Танцуют в «Неаполе» все. Но главным образом в третьем акте. Первый же, если не считать массового Балабиле, целиком построен на пантомиме. На старой доброй пантомиме, ради которой, убежден Сергей Филин, стоило ставить этот балет. И верно: разработанной в мельчайших игровых и мимических деталях, во всех планах вплоть до самой «воды» (хотя здесь кавычки можно опустить, поскольку действие и правда происходит на морском берегу) многолюдной и красочной массовой сцене первого акта позавидовал бы и Александр Горский. Рыбаки, горожане, торговцы, кабатчики, крестьяне, монахи, дети и, конечно же, главные герои спорят, судачат, флиртуют, проказят, «артикулируя» порой даже чересчур выразительно. Со спадом премьерной лихорадки это, должно быть, пройдет. Куда сложнее с изменившимся за полтора столетия восприятием. Как артефакт, экспонат из прошлого, как наглядное пособие по истории балетного театра передаваемое из поколения в поколение искусство пантомимы драгоценно. А зритель, что ты будешь делать, скучает в ожидании танцев или хотя бы обещанных во втором акте чудес в подводном гроте Гольфо.
С этим гротом история почти анекдотическая. Что уж там сделал в 1842 году Бурнонвиль, бог весть, а к 20-м годам прошлого века копенгагенцы во время этой картины так скучали, что уходили в ресторанчик через дорогу пропустить рюмку-другую и бежали в зал, лишь заслышав звонок к третьему действию. В ресторанчиках на Большой Дмитровке театрального звонка не расслышишь, так что второй акт Андерсен решил поставить по-своему, как делал это и раньше во многих городах мира. Чудо свершается. Даже дважды. На глазах у изумленной публики в мгновение ока непостижимым образом, на зависть Копперфильду, платье на Терезине превращается в костюм Наяды, и обратно. В остальном же вышло, признаться, довольно монотонно. Гольфо пленился Терезиной. Он – ей: «Наяда моя». А она ни в какую. И все это под водянистые подтанцовки амазонок и прочих зеленоватых красоток.

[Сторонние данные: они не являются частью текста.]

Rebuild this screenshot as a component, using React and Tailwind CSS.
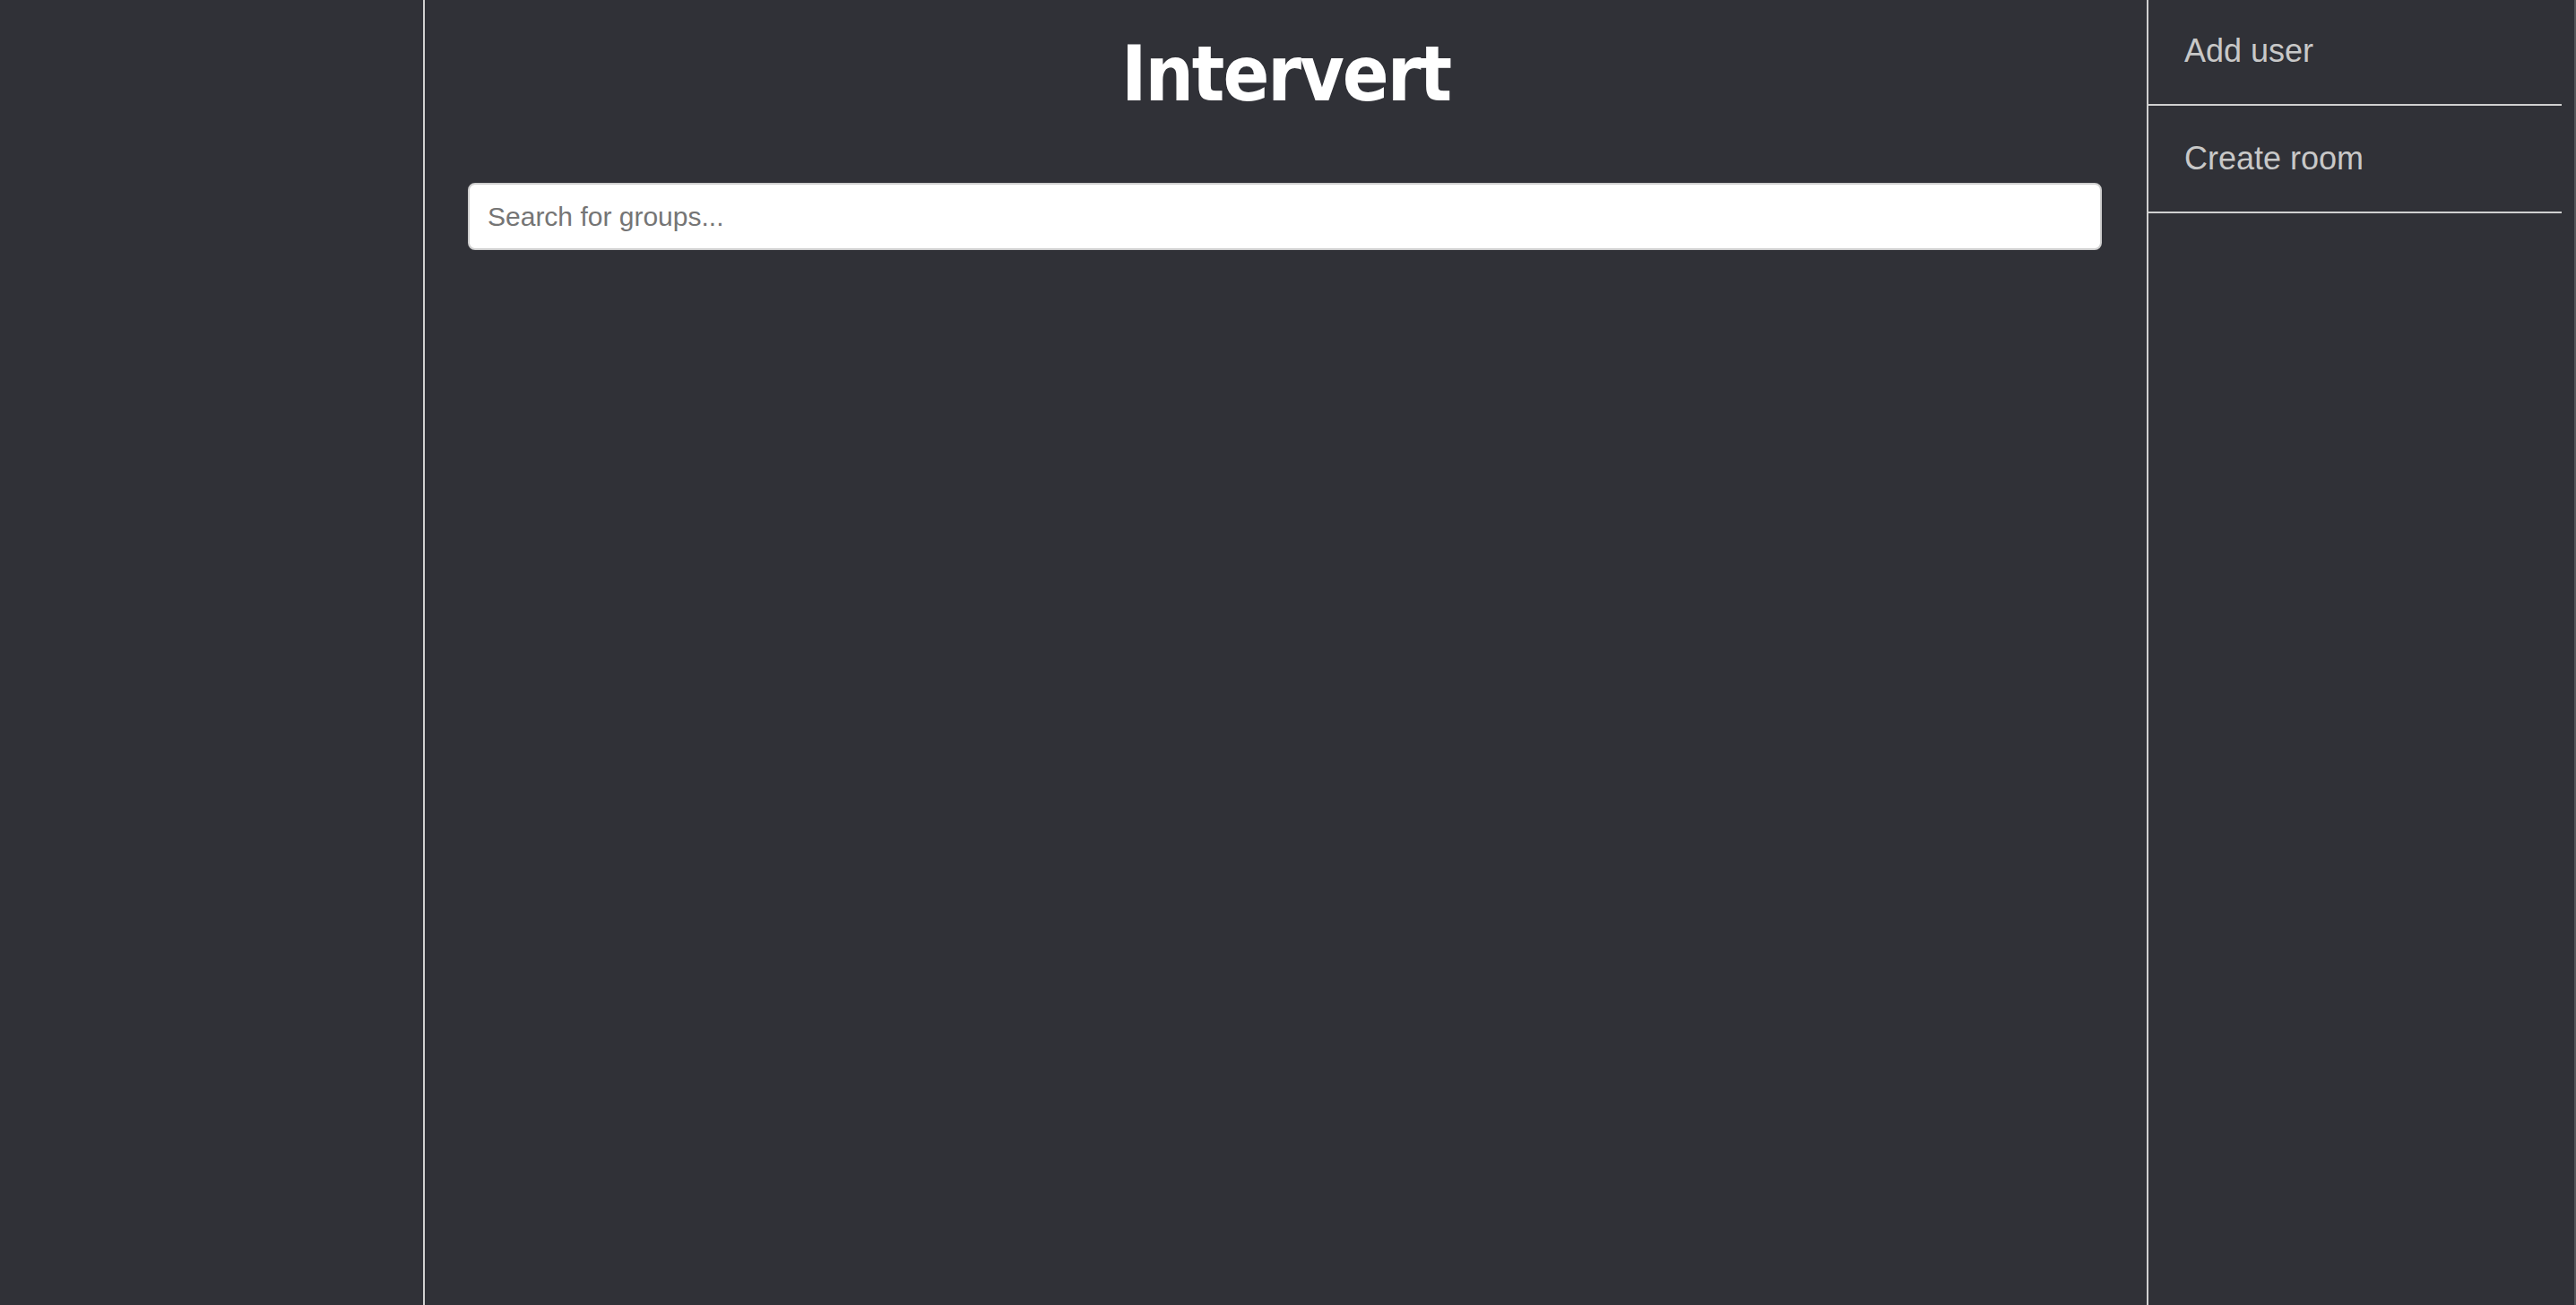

Но вот Дженнаро вызволил невесту из подводного плена, монах фра Амброзио благословил их, и танцы великого Бурнонвиля должны бы наконец вознаградить зрителей и артистов. Но не напрасно предостерегал осторожный Андерсен: «Неаполь» – самый сложный балет, который бросает вызов иностранным танцовщикам». Непринужденность, с какой технику и стилистику Бурнонвиля преподносят миру датчане, обманчива. Нашим артистам эта легкость пока дается тяжеловато. Ну да лиха беда начало.